The primary difference lies in what they measure and how they are expressed. Here's a breakdown:
- Nature of Measurement: Density is an absolute property of a substance, defined as its mass per unit volume. Relative density is a comparative measure, showing how many times denser a substance is compared to water.
- Units: Density has units, such as kilograms per cubic meter (kg/m³) or grams per cubic centimetre (g/cm³). Relative density, being a pure ratio, has no units.
- Value: The numerical value of density depends on the unit system (e.g., iron's density is ~7850 kg/m³ or 7.85 g/cm³), while its relative density is a single number (~7.85).
3. What is the formula used to calculate the relative density of a substance?
The relative density (R.D.) can be calculated using the ratio of densities or the ratio of masses of equal volumes. The most common formula is:
R.D. = Density of the Substance / Density of Water at 4°C
Alternatively, if you measure the mass of the substance and the mass of an equal volume of water, the formula is:
R.D. = Mass of the Substance / Mass of an Equal Volume of Water
4. How can you find the absolute density of a substance if you know its relative density?
You can calculate the absolute density of a substance by rearranging the relative density formula. To do this, you multiply the substance's relative density by the known density of water.
Density of Substance = Relative Density × Density of Water
For example, if the relative density of aluminium is 2.7, its absolute density in the SI system is 2.7 × 1000 kg/m³ = 2700 kg/m³.
5. How does relative density help determine if an object will float or sink in water?
Relative density provides a simple rule for buoyancy in water:
- If the Relative Density > 1, the substance is denser than water and will sink. (e.g., Iron, with R.D. ≈ 7.85)
- If the Relative Density < 1, the substance is less dense than water and will float. (e.g., Wood, with R.D. < 1)
- If the Relative Density = 1, the substance has the same density as water and will remain suspended or fully submerged without sinking.
6. Why is water at 4°C specifically chosen as the reference substance for relative density?
Water at 4° Celsius (277 K) is chosen as the standard reference for two key reasons:
- Maximum Density: Water achieves its highest, most stable density at this temperature. Above and below 4°C, its density decreases. Using the point of maximum density provides a consistent and universally reproducible standard for scientific and engineering calculations.
- Abundance and Accessibility: Water is a readily available, inexpensive, and safe substance, making it a practical choice for a global standard.
7. What is the dimensional formula for relative density?
The dimensional formula for relative density is [M⁰L⁰T⁰]. This is because relative density is the ratio of two quantities with the same dimensions (density). The dimensional formula for density is [M¹L⁻³]. When you divide one by the other, the dimensions cancel out:
[M¹L⁻³] / [M¹L⁻³] = [M¹⁻¹ L⁻³⁻⁽⁻³⁾ T⁰⁻⁰] = [M⁰L⁰T⁰]

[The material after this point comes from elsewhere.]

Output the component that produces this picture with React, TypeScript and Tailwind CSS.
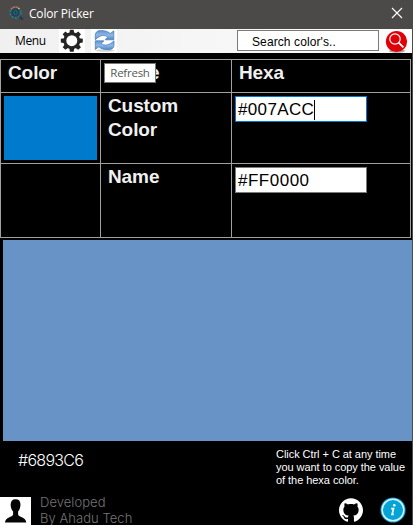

This confirms that relative density is a dimensionless physical quantity.
8. Is it possible for the numerical value of a substance's density and its relative density to be the same?
Yes, this is possible but only within the CGS (Centimetre-Gram-Second) system of units. In the CGS system, the density of water is defined as 1 g/cm³. Since relative density is the ratio of the substance's density to the density of water, dividing by 1 results in the same numerical value. For example, mercury's density is 13.6 g/cm³, and its relative density is 13.6. This is not true in the SI system, where the density of water is 1000 kg/m³.
9. What are some common instruments used to measure the relative density of substances?
Different instruments are used depending on whether the substance is a liquid or a solid. Common examples include:
- Hydrometer: A device that floats in a liquid to measure its relative density directly. The depth to which it sinks indicates the liquid's specific gravity.
- Pycnometer (or Relative Density Bottle): A small glass bottle with a precise volume, used to accurately measure the density and relative density of both liquids and solid powders.
- Hydrostatic Balance: This method uses Archimedes' principle to determine relative density by weighing a solid in air and then when it is fully submerged in water.